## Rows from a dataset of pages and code
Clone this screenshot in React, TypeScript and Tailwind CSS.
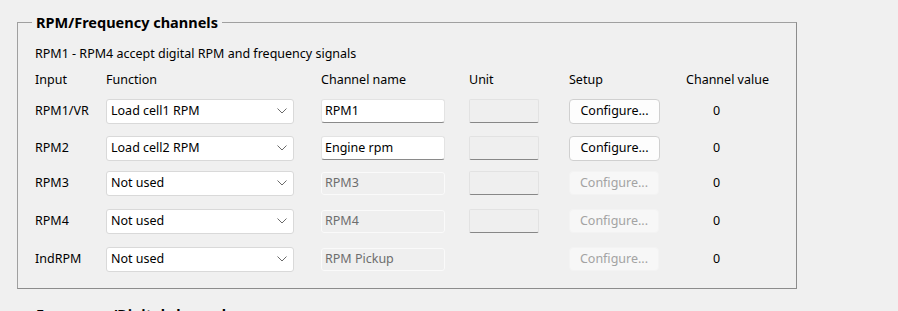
interface Channel {
	input: string;
	func: string;
	name: string;
	enabled: boolean;
	hasUnit: boolean;
	value: string;
	gap: string;
}

const channels: Channel[] = [
	{ input: "RPM1/VR", func: "Load cell1 RPM", name: "RPM1", enabled: true, hasUnit: true, value: "0", gap: "mt-[10px]" },
	{ input: "RPM2", func: "Load cell2 RPM", name: "Engine rpm", enabled: true, hasUnit: true, value: "0", gap: "mt-[11px]" },
	{ input: "RPM3", func: "Not used", name: "RPM3", enabled: false, hasUnit: true, value: "0", gap: "mt-[9px]" },
	{ input: "RPM4", func: "Not used", name: "RPM4", enabled: false, hasUnit: true, value: "0", gap: "mt-[12px]" },
	{ input: "IndRPM", func: "Not used", name: "RPM Pickup", enabled: false, hasUnit: false, value: "0", gap: "mt-[12px]" },
];

const cols = "grid grid-cols-[71px_215px_148px_100px_117px_auto] items-center";

function ComboBox({ value }: { value: string }) {
	return (
		<div className="w-[188px] h-[25px] bg-white border border-[#d9d9d9] rounded-[3px] flex items-center justify-between pl-[4px] pr-[6px]">
			<span>{value}</span>
			<svg width="10" height="6" viewBox="0 0 10 6" className="text-[#6a6a6a]">
				<polyline points="0.5,0.5 5,5 9.5,0.5" fill="none" stroke="currentColor" strokeWidth="1" />
			</svg>
		</div>
	);
}

function TextBox({ value, enabled }: { value: string; enabled: boolean }) {
	if (enabled) {
		return (
			<div className="w-[124px] h-[24px] bg-white border border-[#e3e3e3] border-b-[#8a8a8a] rounded-[3px] flex items-center px-[3px]">
				{value}
			</div>
		);
	}
	return (
		<div className="w-[124px] h-[23px] bg-[#efefef] border border-[#fafafa] rounded-[3px] flex items-center px-[3px] text-[#6d6d6d]">
			{value}
		</div>
	);
}

function UnitBox() {
	return <div className="w-[70px] h-[24px] bg-[#efefef] border border-[#e2e2e2] border-b-[#878787] rounded-[2px]" />;
}

function ConfigureButton({ enabled }: { enabled: boolean }) {
	return enabled ? (
		<button className="w-[91px] h-[25px] bg-[#fdfdfd] border border-[#d0d0d0] rounded-[4px] text-black">
			Configure...
		</button>
	) : (
		<button className="w-[90px] h-[24px] bg-[#f7f7f7] border border-[#f3f3f3] rounded-[4px] text-[#a3a3a3]">
			Configure...
		</button>
	);
}

export default function App() {
	return (
		<div className="w-[898px] h-[311px] overflow-hidden bg-[#f0f0f0] text-black text-[12.5px] leading-[16px] font-['Noto_Sans',sans-serif]">
			<fieldset className="ml-[17px] mt-[14px] w-[780px] border border-[#a0a0a0] border-r-[#8c8c8c] border-b-[#8c8c8c] pl-[17px] pt-[16px] pb-[16px]">
				<legend className="ml-[-3px] px-[4px] font-bold text-[14.5px]">RPM/Frequency channels</legend>

				<div>RPM1 - RPM4 accept digital RPM and frequency signals</div>

				<div className={`${cols} mt-[10px]`}>
					<span>Input</span>
					<span>Function</span>
					<span>Channel name</span>
					<span>Unit</span>
					<span>Setup</span>
					<span>Channel value</span>
				</div>

				{channels.map((ch) => (
					<div key={ch.input} className={`${cols} h-[26px] ${ch.gap}`}>
						<span>{ch.input}</span>
						<ComboBox value={ch.func} />
						<TextBox value={ch.name} enabled={ch.enabled} />
						<div>{ch.hasUnit && <UnitBox />}</div>
						<ConfigureButton enabled={ch.enabled} />
						<span className="pl-[27px]">{ch.value}</span>
					</div>
				))}
			</fieldset>

			<fieldset className="ml-[17px] mt-[17px] w-[780px] border border-[#a0a0a0] pl-[17px] pt-[15px]">
				<legend className="ml-[-3px] px-[4px] font-bold text-[14.5px]">Frequency/Digital channels</legend>
				<div className="h-[40px]" />
			</fieldset>
		</div>
	);
}
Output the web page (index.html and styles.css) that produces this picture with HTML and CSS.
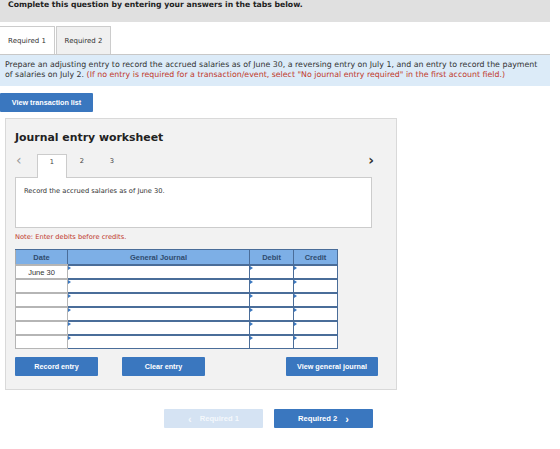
FILE: index.html
```html
<!DOCTYPE html>
<html lang="en">
<head>
    <meta charset="UTF-8">
    <meta name="viewport" content="width=device-width, initial-scale=1.0">
    <title>Journal entry worksheet</title>
    <link rel="stylesheet" href="styles.css">
</head>
<body>

    <div class="top-bar">Complete this question by entering your answers in the tabs below.</div>

    <div class="req-tabs">
        <div class="req-tab active">Required 1</div>
        <div class="req-tab">Required 2</div>
    </div>

    <div class="info-box">
        Prepare an adjusting entry to record the accrued salaries as of June 30, a reversing entry on July 1, and an entry to record the payment of salaries on July 2. <span class="red">(If no entry is required for a transaction/event, select "No journal entry required" in the first account field.)</span>
    </div>

    <button type="button" class="btn btn-list">View transaction list</button>

    <div class="worksheet">
        <h2>Journal entry worksheet</h2>

        <div class="step-nav">
            <span class="arrow arrow-left">&lsaquo;</span>
            <span class="step active">1</span>
            <span class="step">2</span>
            <span class="step">3</span>
            <span class="arrow arrow-right">&rsaquo;</span>
        </div>
        <div class="step-box">Record the accrued salaries as of June 30.</div>

        <p class="note">Note: Enter debits before credits.</p>

        <table class="journal">
            <thead>
                <tr>
                    <th class="c-date">Date</th>
                    <th class="c-acc">General Journal</th>
                    <th class="c-num">Debit</th>
                    <th class="c-num">Credit</th>
                </tr>
            </thead>
            <tbody>
                <tr>
                    <td class="c-date">June 30</td>
                    <td class="c-acc"><span class="mark"></span></td>
                    <td class="c-num"><span class="mark"></span></td>
                    <td class="c-num"><span class="mark"></span></td>
                </tr>
                <tr>
                    <td class="c-date"></td>
                    <td class="c-acc"><span class="mark"></span></td>
                    <td class="c-num"><span class="mark"></span></td>
                    <td class="c-num"><span class="mark"></span></td>
                </tr>
                <tr>
                    <td class="c-date"></td>
                    <td class="c-acc"><span class="mark"></span></td>
                    <td class="c-num"><span class="mark"></span></td>
                    <td class="c-num"><span class="mark"></span></td>
                </tr>
                <tr>
                    <td class="c-date"></td>
                    <td class="c-acc"><span class="mark"></span></td>
                    <td class="c-num"><span class="mark"></span></td>
                    <td class="c-num"><span class="mark"></span></td>
                </tr>
                <tr>
                    <td class="c-date"></td>
                    <td class="c-acc"><span class="mark"></span></td>
                    <td class="c-num"><span class="mark"></span></td>
                    <td class="c-num"><span class="mark"></span></td>
                </tr>
                <tr>
                    <td class="c-date"></td>
                    <td class="c-acc"><span class="mark"></span></td>
                    <td class="c-num"><span class="mark"></span></td>
                    <td class="c-num"><span class="mark"></span></td>
                </tr>
            </tbody>
        </table>

        <div class="actions">
            <button type="button" class="btn">Record entry</button>
            <button type="button" class="btn btn-clear">Clear entry</button>
            <button type="button" class="btn btn-view">View general journal</button>
        </div>
    </div>

    <div class="bottom-nav">
        <button type="button" class="btn btn-nav disabled"><span class="chev">&lsaquo;</span> Required 1</button>
        <button type="button" class="btn btn-nav">Required 2 <span class="chev">&rsaquo;</span></button>
    </div>

</body>
</html>
```

FILE: styles.css
```css
body {
    margin: 0;
    font-family: "DejaVu Sans", Verdana, sans-serif;
    font-size: 7px;
    color: #222;
    background-color: #fff;
}
.top-bar {
    width: 542px;
    height: 22px;
    padding-left: 8px;
    background-color: #e0e0e0;
    font-size: 7.7px;
    font-weight: bold;
    line-height: 9px;
}

/* onglets Required */
.req-tabs {
    display: flex;
    margin-top: 4px;
    height: 28px;
}
.req-tab {
    width: 55px;
    display: flex;
    align-items: center;
    justify-content: center;
    background-color: #f0f0f0;
    border: 1px solid #ccc;
    border-bottom: none;
    box-sizing: border-box;
    color: #333;
}
.req-tab.active {
    background-color: #fff;
    border-left: none;
    margin-right: 1px;
}
.info-box {
    width: 535px;
    padding: 5px 10px 6px 5px;
    border-top: 1px solid #c8c8c8;
    background-color: #dcebf8;
    font-size: 7.85px;
    line-height: 10px;
    color: #333;
}
.red {
    color: #c0392b;
}

/* boutons */
.btn {
    display: flex;
    align-items: center;
    justify-content: center;
    height: 19px;
    width: 83px;
    padding: 0;
    border: none;
    border-radius: 1px;
    background-color: #3a77bf;
    color: #fff;
    font-family: "Liberation Sans", Arial, sans-serif;
    font-size: 7.2px;
    font-weight: bold;
    cursor: pointer;
}
.btn-list {
    width: 93px;
    margin-top: 7px;
}

/* bloc de la feuille */
.worksheet {
    width: 381px;
    height: 270px;
    margin: 6px 0 0 5px;
    padding: 0 0 0 9px;
    border: 1px solid #d9d9d9;
    background-color: #f2f2f2;
}
.worksheet h2 {
    margin: 11px 0 0 0;
    font-size: 10.9px;
    line-height: 15px;
    color: #222;
}
.step-nav {
    display: flex;
    align-items: stretch;
    height: 24px;
    margin-top: 8px;
    width: 357px;
}
.arrow {
    font-size: 14px;
    line-height: 15px;
}
.arrow-left {
    width: 22px;
    padding-left: 1px;
    color: #999;
    box-sizing: border-box;
}
.arrow-right {
    margin-left: auto;
    color: #333;
    font-weight: bold;
    margin-right: -2px;
}
.step {
    width: 30px;
    text-align: center;
    padding-top: 4px;
    line-height: 9px;
    box-sizing: border-box;
    color: #444;
    font-size: 6.7px;
}
.step.active {
    background-color: #fff;
    border: 1px solid #ccc;
    border-bottom: none;
    padding-top: 3px;
    position: relative;
    top: 1px;
}
.step-box {
    width: 347px;
    height: 41px;
    padding: 8px 0 0 8px;
    border: 1px solid #ccc;
    background-color: #fff;
    font-size: 6.7px;
    line-height: 10px;
    color: #333;
}
.note {
    margin: 4px 0 0 0;
    font-size: 6.7px;
    line-height: 10px;
    color: #c0392b;
}

/* tableau du journal */
.journal {
    margin-top: 7px;
    border-collapse: collapse;
    font-family: "Liberation Sans", Arial, sans-serif;
    font-size: 7.5px;
}
.journal th {
    height: 14px;
    padding: 0;
    background-color: #7dafe6;
    border: 1px solid #4a6d99;
    color: #2f4b6e;
    font-weight: bold;
}
.journal th.c-date {
    border-left-color: #aaa;
}
.journal td {
    height: 12px;
    padding: 0;
    background-color: #fff;
    border: 1px solid #4a6d99;
    border-top-width: 2px;
    position: relative;
}
.journal td.c-date {
    border: 1px solid #b5b5b5;
    border-top-width: 2px;
    text-align: center;
    color: #333;
}
.c-date {
    width: 51px;
}
.c-acc {
    width: 181px;
}
.c-num {
    width: 43px;
}
.mark {
    position: absolute;
    left: 0;
    top: 0;
    width: 0;
    height: 0;
    border-top: 2px solid transparent;
    border-bottom: 2px solid transparent;
    border-left: 3px solid #3a77bf;
}
.actions {
    display: flex;
    margin-top: 8px;
}
.btn-clear {
    margin-left: 24px;
}
.btn-view {
    width: 92px;
    margin-left: 81px;
}

/* navigation bas de page */
.bottom-nav {
    display: flex;
    margin: 19px 0 0 164px;
    gap: 11px;
}
.btn-nav {
    width: 99px;
    gap: 8px;
    font-size: 7.6px;
}
.btn-nav.disabled {
    background-color: #d5e3f3;
    color: #f4f8fc;
}
.chev {
    font-size: 11px;
    line-height: 10px;
}
```
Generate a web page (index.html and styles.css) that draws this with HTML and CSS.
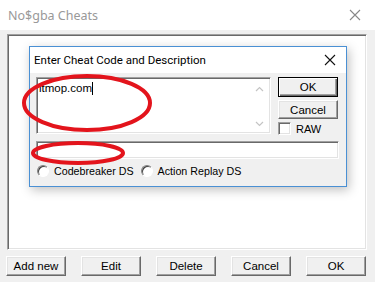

## What is required
Look for lines containing the string "index" and copy them all.

## Output
Output the web page (index.html and styles.css) that produces this picture with HTML and CSS.
FILE: index.html
Generate a web page (index.html and styles.css) that draws this with HTML and CSS.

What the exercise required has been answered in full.